Factor Blue-Green Canary Rolling Feature Flags
Rollback speed Instant Fast (reduce weight) Slow (re-roll) Instant (toggle)
Infrastructure cost 2x 1x + small canary 1x + surge 1x
Complexity Low Medium Low Medium
Observability required Low High Medium Medium
Mixed-version traffic No Yes Yes Yes (in-code)
Blast radius control All-or-nothing Precise Limited Precise

For most teams starting out: rolling deployments with feature flags. You get Kubernetes-native simplicity with the ability to control feature exposure independently from deployment.

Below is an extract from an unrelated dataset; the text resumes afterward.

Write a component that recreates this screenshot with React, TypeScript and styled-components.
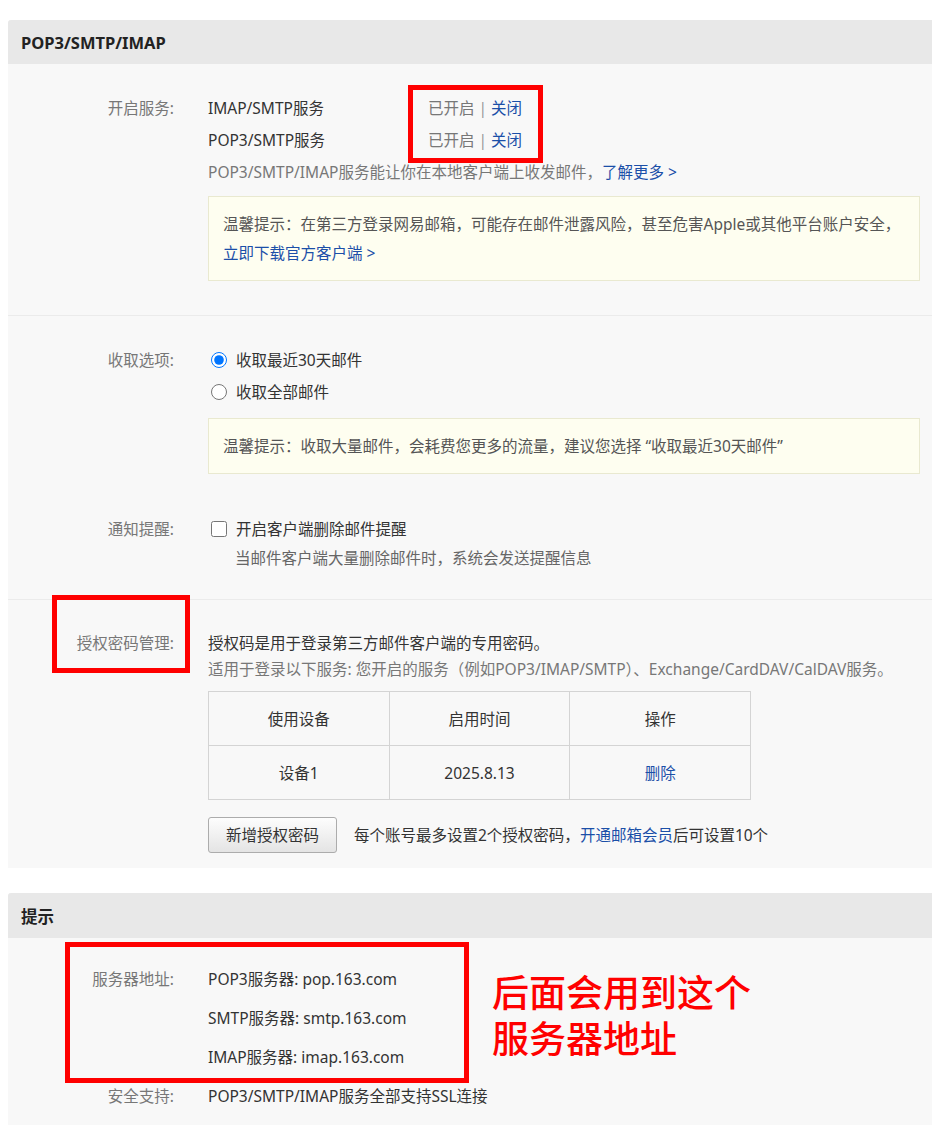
import styled, { createGlobalStyle } from 'styled-components'

const Cores = {
  fundo: '#ffffff',
  painel: '#f8f8f8',
  cabecalho: '#e8e8e8',
  divisor: '#ebebeb',
  texto: '#333333',
  rotulo: '#777777',
  cinza: '#777777',
  link: '#1b4fa8',
  aviso: '#fefef0',
  avisoBorda: '#e9e9d0',
  borda: '#d4d4d4',
  vermelho: '#ff0000',
}

const GlobalStyle = createGlobalStyle`
  body {
    margin: 0;
    background: ${Cores.fundo};
    font-family: "Noto Sans", "Noto Sans CJK SC", sans-serif;
    font-size: 15.5px;
    color: ${Cores.texto};
  }
`

const Page = styled.div`
  padding: 20px 0 0 8px;
`

const Panel = styled.div<{ $last?: boolean }>`
  background: ${Cores.painel};
  border-radius: 3px 0 0 0;
  margin-bottom: ${(p) => (p.$last ? '0' : '25px')};
`

const PanelHeader = styled.div<{ $h: number }>`
  height: ${(p) => p.$h}px;
  display: flex;
  align-items: center;
  padding-left: 13px;
  background: ${Cores.cabecalho};
  font-size: 16.5px;
  font-weight: bold;
  color: #222;
  border-radius: 3px 0 0 0;
`

const Section = styled.div<{ $pt: number; $pb: number; $divider?: boolean }>`
  position: relative;
  padding: ${(p) => p.$pt}px 12px ${(p) => p.$pb}px 0;
  border-top: ${(p) => (p.$divider ? `1px solid ${Cores.divisor}` : 'none')};
`

const Row = styled.div<{ $lh: number; $mt?: number }>`
  display: flex;
  line-height: ${(p) => p.$lh}px;
  margin-top: ${(p) => p.$mt || 0}px;
`

const Label = styled.div`
  position: relative;
  width: 166px;
  flex-shrink: 0;
  text-align: right;
  color: ${Cores.rotulo};
`

const Content = styled.div`
  margin-left: 34px;
  flex: 1;
`

const ServiceGrid = styled.div`
  display: grid;
  grid-template-columns: 220px auto;
  align-items: center;
`

const StatusCol = styled.div`
  position: relative;
  color: ${Cores.rotulo};
`

const Bar = styled.span`
  color: #999;
  margin: 0 4px;
`

const Link = styled.a`
  color: ${Cores.link};
  text-decoration: none;
  cursor: pointer;
`

const Muted = styled.div<{ $color?: string }>`
  color: ${(p) => p.$color || Cores.cinza};
  white-space: nowrap;
`

const Notice = styled.div<{ $mt: number }>`
  margin-top: ${(p) => p.$mt}px;
  padding: 13px 14px 12px;
  line-height: 29px;
  background: ${Cores.aviso};
  border: 1px solid ${Cores.avisoBorda};
  color: #555;
  white-space: nowrap;
  overflow: hidden;
`

const Choice = styled.label`
  display: flex;
  align-items: center;
  gap: 9px;
  color: ${Cores.texto};

  input {
    width: 16px;
    height: 16px;
    margin: 0 0 0 3px;
  }
`

const SubNote = styled.div`
  line-height: 26px;
  padding-left: 27px;
  color: #666;
`

const Table = styled.table`
  margin-top: 9px;
  border-collapse: collapse;
  width: 543px;

  td,
  th {
    width: 181px;
    height: 53px;
    padding: 0;
    border: 1px solid ${Cores.borda};
    text-align: center;
    font-weight: normal;
    color: ${Cores.texto};
  }
`

const Actions = styled.div`
  margin-top: 17px;
  display: flex;
  align-items: center;
  gap: 17px;
`

const Button = styled.button`
  width: 129px;
  height: 36px;
  border: 1px solid #acacac;
  border-radius: 3px;
  background: linear-gradient(#fdfdfd, #e4e4e4);
  font: inherit;
  color: ${Cores.texto};
  cursor: pointer;
`

const RedBox = styled.div<{ $top: number; $left: number; $w: number; $h: number }>`
  position: absolute;
  top: ${(p) => p.$top}px;
  left: ${(p) => p.$left}px;
  width: ${(p) => p.$w}px;
  height: ${(p) => p.$h}px;
  border: 5px solid ${Cores.vermelho};
  box-sizing: border-box;
  pointer-events: none;
`

const Annotation = styled.div`
  position: absolute;
  top: 30px;
  left: 484px;
  font-family: "Noto Sans CJK SC", sans-serif;
  font-size: 37px;
  line-height: 46px;
  font-weight: 500;
  color: ${Cores.vermelho};
`

const services = ['IMAP/SMTP服务', 'POP3/SMTP服务']

const servers = [
  'POP3服务器: pop.163.com',
  'SMTP服务器: smtp.163.com',
  'IMAP服务器: imap.163.com',
]

const App = () => {
  return (
    <Page>
      <GlobalStyle />
      <Panel>
        <PanelHeader $h={44}>POP3/SMTP/IMAP</PanelHeader>

        <Section $pt={28} $pb={34}>
          <Row $lh={32}>
            <Label>开启服务:</Label>
            <Content>
              <ServiceGrid>
                <div>
                  {services.map((s) => (
                    <div key={s}>{s}</div>
                  ))}
                </div>
                <StatusCol>
                  {services.map((s) => (
                    <div key={s}>
                      已开启<Bar>|</Bar>
                      <Link>关闭</Link>
                    </div>
                  ))}
                  <RedBox $top={-7} $left={-20} $w={135} $h={78} />
                </StatusCol>
              </ServiceGrid>
              <Muted>
                POP3/SMTP/IMAP服务能让你在本地客户端上收发邮件，<Link>了解更多 &gt;</Link>
              </Muted>
              <Notice $mt={8}>
                温馨提示：在第三方登录网易邮箱，可能存在邮件泄露风险，甚至危害Apple或其他平台账户安全，
                <br />
                <Link>立即下载官方客户端 &gt;</Link>
              </Notice>
            </Content>
          </Row>
        </Section>

        <Section $pt={28} $pb={28} $divider>
          <Row $lh={32}>
            <Label>收取选项:</Label>
            <Content>
              <Choice>
                <input type="radio" name="range" defaultChecked />
                收取最近30天邮件
              </Choice>
              <Choice>
                <input type="radio" name="range" />
                收取全部邮件
              </Choice>
              <Notice $mt={10}>
                温馨提示：收取大量邮件，会耗费您更多的流量，建议您选择 “收取最近30天邮件”
              </Notice>
            </Content>
          </Row>
          <Row $lh={32} $mt={39}>
            <Label>通知提醒:</Label>
            <Content>
              <Choice>
                <input type="checkbox" />
                开启客户端删除邮件提醒
              </Choice>
              <SubNote>当邮件客户端大量删除邮件时，系统会发送提醒信息</SubNote>
            </Content>
          </Row>
        </Section>

        <Section $pt={30} $pb={15} $divider>
          <Row $lh={26}>
            <Label>
              授权密码管理:
              <RedBox $top={-35} $left={44} $w={138} $h={78} />
            </Label>
            <Content>
              <div>授权码是用于登录第三方邮件客户端的专用密码。</div>
              <Muted>
                适用于登录以下服务: 您开启的服务（例如POP3/IMAP/SMTP）、Exchange/CardDAV/CalDAV服务。
              </Muted>
              <Table>
                <thead>
                  <tr>
                    <th>使用设备</th>
                    <th>启用时间</th>
                    <th>操作</th>
                  </tr>
                </thead>
                <tbody>
                  <tr>
                    <td>设备1</td>
                    <td>2025.8.13</td>
                    <td>
                      <Link>删除</Link>
                    </td>
                  </tr>
                </tbody>
              </Table>
              <Actions>
                <Button>新增授权密码</Button>
                <span>
                  每个账号最多设置2个授权密码，<Link>开通邮箱会员</Link>后可设置10个
                </span>
              </Actions>
            </Content>
          </Row>
        </Section>
      </Panel>

      <Panel $last>
        <PanelHeader $h={45}>提示</PanelHeader>
        <Section $pt={22} $pb={10}>
          <Row $lh={39}>
            <Label>服务器地址:</Label>
            <Content>
              {servers.map((s) => (
                <div key={s}>{s}</div>
              ))}
            </Content>
          </Row>
          <Row $lh={39}>
            <Label>安全支持:</Label>
            <Content>POP3/SMTP/IMAP服务全部支持SSL连接</Content>
          </Row>
          <RedBox $top={4} $left={57} $w={404} $h={141} />
          <Annotation>
            后面会用到这个
            <br />
            服务器地址
          </Annotation>
        </Section>
      </Panel>
    </Page>
  )
}

export default App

For high-traffic production systems: canary with automated metric-based promotion. The observability investment pays for itself on the first prevented outage.

Common Pitfalls

  • No rollback plan. If your only rollback is "fix forward," you will have a long outage someday.
  • Database migrations that break rollback. Dropping a column means the old version cannot run. Use expand-and-contract migrations instead.
  • Canary without monitoring. A canary with no one watching it is just a slow rollout.
  • Feature flag sprawl. Hundreds of stale flags make the codebase unpredictable. Set expiration dates.
  • Testing only the happy path. Test what happens when the deploy fails halfway. Test what happens during rollback.
  • Manual deployment steps. If your deployment requires someone to remember to run a script, it will eventually be forgotten. Automate everything.

Key Takeaways

  • Blue-green gives you instant rollback at the cost of double infrastructure.
  • Canary limits blast radius by gradually shifting traffic, but requires strong observability.
  • Rolling deployments are the simplest model for stateless services behind a load balancer.
  • Feature flags separate deployment from release, giving you precise control over who sees what.
  • Rollback must be one command. Test it before you need it.
  • No strategy eliminates risk entirely. The goal is to make failures small, detectable, and reversible.